Include in the output only the lines from the opening of the records through the line containing "const [show, setShow] = useState(false)", each printed exactly; pictures are omitted.

Pages as source code
#####

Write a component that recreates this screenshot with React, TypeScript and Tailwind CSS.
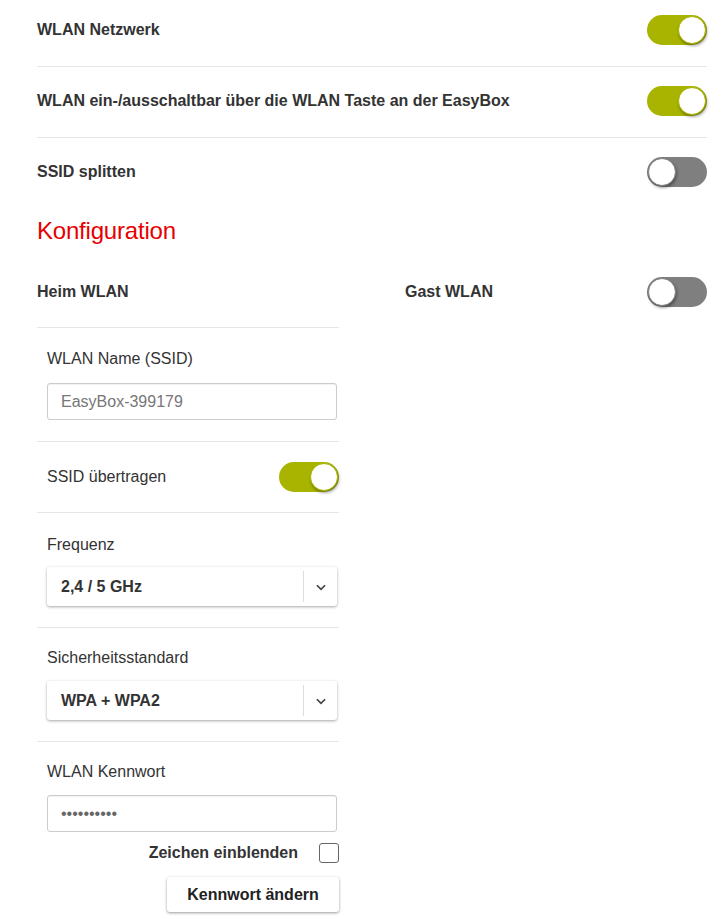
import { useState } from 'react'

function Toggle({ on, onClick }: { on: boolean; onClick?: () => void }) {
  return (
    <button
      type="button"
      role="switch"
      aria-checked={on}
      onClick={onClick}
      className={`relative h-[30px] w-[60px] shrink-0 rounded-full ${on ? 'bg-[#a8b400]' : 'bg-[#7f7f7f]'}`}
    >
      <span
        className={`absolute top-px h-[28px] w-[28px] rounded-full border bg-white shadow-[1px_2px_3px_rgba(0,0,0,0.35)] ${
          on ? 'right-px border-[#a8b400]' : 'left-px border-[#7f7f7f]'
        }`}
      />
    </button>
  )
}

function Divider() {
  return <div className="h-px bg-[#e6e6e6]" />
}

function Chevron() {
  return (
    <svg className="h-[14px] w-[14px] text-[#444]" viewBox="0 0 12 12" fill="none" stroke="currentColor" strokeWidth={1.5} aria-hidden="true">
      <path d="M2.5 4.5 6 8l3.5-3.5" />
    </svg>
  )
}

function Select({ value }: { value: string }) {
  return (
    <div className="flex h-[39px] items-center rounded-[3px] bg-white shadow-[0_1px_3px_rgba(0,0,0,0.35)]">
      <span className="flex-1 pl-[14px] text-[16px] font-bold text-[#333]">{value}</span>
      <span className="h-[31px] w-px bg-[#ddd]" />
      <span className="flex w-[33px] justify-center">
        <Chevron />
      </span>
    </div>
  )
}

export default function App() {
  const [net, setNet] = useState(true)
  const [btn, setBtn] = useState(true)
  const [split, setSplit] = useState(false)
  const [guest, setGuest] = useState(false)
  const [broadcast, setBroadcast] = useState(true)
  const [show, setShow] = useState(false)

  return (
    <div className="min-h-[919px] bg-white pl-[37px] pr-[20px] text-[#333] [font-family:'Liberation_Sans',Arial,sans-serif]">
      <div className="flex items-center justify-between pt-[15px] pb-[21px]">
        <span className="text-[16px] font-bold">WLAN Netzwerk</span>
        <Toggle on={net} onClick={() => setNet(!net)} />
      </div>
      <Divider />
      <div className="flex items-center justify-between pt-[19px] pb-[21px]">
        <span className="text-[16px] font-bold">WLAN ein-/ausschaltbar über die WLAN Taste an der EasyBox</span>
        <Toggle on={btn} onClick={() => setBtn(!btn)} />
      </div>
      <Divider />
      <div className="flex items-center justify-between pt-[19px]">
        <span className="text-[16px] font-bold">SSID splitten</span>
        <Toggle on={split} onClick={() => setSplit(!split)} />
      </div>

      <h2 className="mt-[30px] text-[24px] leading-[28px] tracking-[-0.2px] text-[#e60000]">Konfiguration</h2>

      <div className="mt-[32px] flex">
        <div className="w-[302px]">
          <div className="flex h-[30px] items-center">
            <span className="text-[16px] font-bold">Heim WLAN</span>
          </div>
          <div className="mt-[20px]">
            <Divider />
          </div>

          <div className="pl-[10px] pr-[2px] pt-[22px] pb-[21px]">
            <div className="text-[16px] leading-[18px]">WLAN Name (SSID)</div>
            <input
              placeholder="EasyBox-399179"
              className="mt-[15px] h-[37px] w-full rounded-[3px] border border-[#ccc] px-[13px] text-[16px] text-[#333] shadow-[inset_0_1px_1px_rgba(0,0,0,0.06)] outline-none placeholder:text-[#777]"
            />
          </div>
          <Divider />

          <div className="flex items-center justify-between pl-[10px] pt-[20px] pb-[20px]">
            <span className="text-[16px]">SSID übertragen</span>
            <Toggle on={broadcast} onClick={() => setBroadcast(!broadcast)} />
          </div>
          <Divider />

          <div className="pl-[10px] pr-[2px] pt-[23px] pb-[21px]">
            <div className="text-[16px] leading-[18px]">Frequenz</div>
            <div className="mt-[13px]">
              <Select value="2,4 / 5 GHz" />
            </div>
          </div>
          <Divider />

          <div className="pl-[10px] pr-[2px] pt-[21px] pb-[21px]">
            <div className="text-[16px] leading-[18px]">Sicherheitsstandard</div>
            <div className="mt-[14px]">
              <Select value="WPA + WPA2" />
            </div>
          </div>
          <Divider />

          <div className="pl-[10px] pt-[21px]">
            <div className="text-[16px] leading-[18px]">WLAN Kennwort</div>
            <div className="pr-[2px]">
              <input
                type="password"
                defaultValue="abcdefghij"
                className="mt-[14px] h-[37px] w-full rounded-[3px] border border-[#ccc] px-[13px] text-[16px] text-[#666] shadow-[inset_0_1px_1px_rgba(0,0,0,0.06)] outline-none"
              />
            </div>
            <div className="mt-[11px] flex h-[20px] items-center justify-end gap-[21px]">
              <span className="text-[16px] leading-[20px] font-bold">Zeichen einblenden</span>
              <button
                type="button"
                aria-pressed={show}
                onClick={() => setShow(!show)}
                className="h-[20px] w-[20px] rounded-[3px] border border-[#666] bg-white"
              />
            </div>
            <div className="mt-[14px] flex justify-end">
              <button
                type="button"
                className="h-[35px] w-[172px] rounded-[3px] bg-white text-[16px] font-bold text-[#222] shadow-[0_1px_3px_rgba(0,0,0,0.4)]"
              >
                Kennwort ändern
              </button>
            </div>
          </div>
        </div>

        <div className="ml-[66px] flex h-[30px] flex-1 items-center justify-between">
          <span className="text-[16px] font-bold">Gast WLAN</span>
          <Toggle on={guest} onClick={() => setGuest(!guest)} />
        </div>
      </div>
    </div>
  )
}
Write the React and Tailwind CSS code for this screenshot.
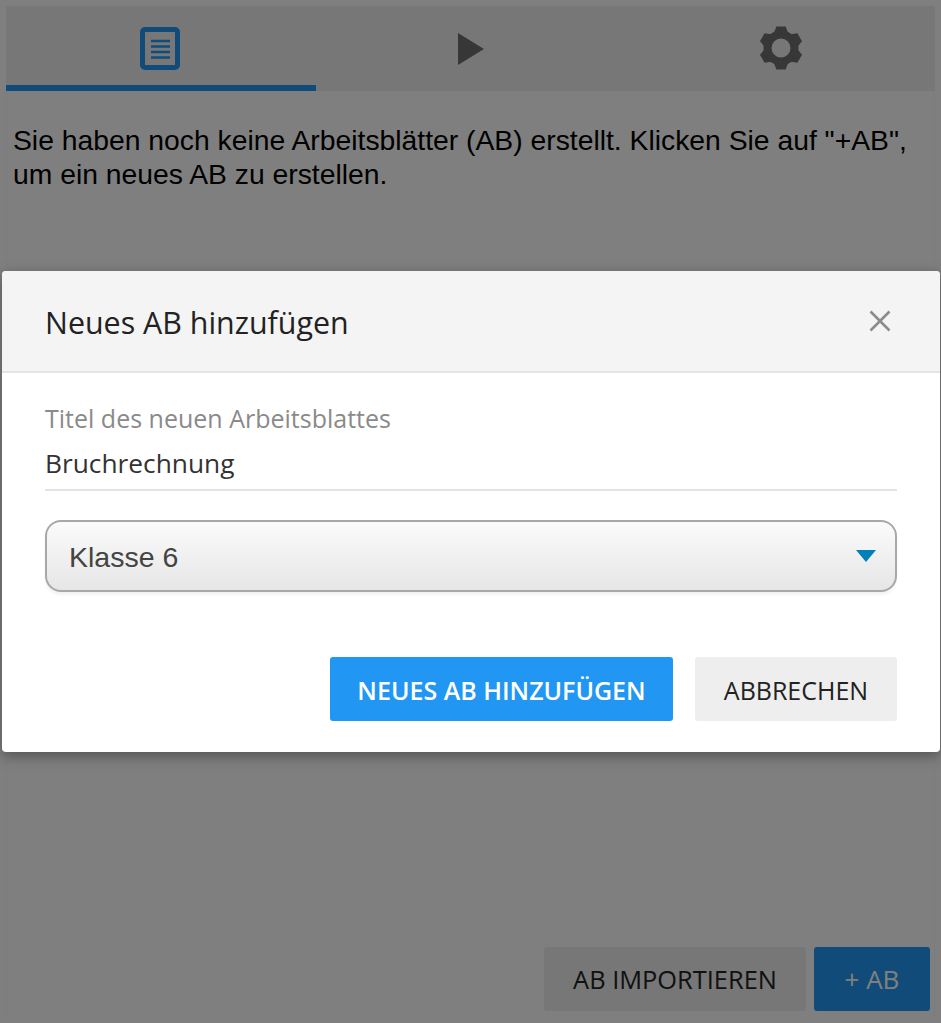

#####

▶ **Right answer**
Write a component that recreates this screenshot with React, TypeScript and Tailwind CSS.
import { useState } from 'react'

function Toggle({ on, onClick }: { on: boolean; onClick?: () => void }) {
  return (
    <button
      type="button"
      role="switch"
      aria-checked={on}
      onClick={onClick}
      className={`relative h-[30px] w-[60px] shrink-0 rounded-full ${on ? 'bg-[#a8b400]' : 'bg-[#7f7f7f]'}`}
    >
      <span
        className={`absolute top-px h-[28px] w-[28px] rounded-full border bg-white shadow-[1px_2px_3px_rgba(0,0,0,0.35)] ${
          on ? 'right-px border-[#a8b400]' : 'left-px border-[#7f7f7f]'
        }`}
      />
    </button>
  )
}

function Divider() {
  return <div className="h-px bg-[#e6e6e6]" />
}

function Chevron() {
  return (
    <svg className="h-[14px] w-[14px] text-[#444]" viewBox="0 0 12 12" fill="none" stroke="currentColor" strokeWidth={1.5} aria-hidden="true">
      <path d="M2.5 4.5 6 8l3.5-3.5" />
    </svg>
  )
}

function Select({ value }: { value: string }) {
  return (
    <div className="flex h-[39px] items-center rounded-[3px] bg-white shadow-[0_1px_3px_rgba(0,0,0,0.35)]">
      <span className="flex-1 pl-[14px] text-[16px] font-bold text-[#333]">{value}</span>
      <span className="h-[31px] w-px bg-[#ddd]" />
      <span className="flex w-[33px] justify-center">
        <Chevron />
      </span>
    </div>
  )
}

export default function App() {
  const [net, setNet] = useState(true)
  const [btn, setBtn] = useState(true)
  const [split, setSplit] = useState(false)
  const [guest, setGuest] = useState(false)
  const [broadcast, setBroadcast] = useState(true)
  const [show, setShow] = useState(false)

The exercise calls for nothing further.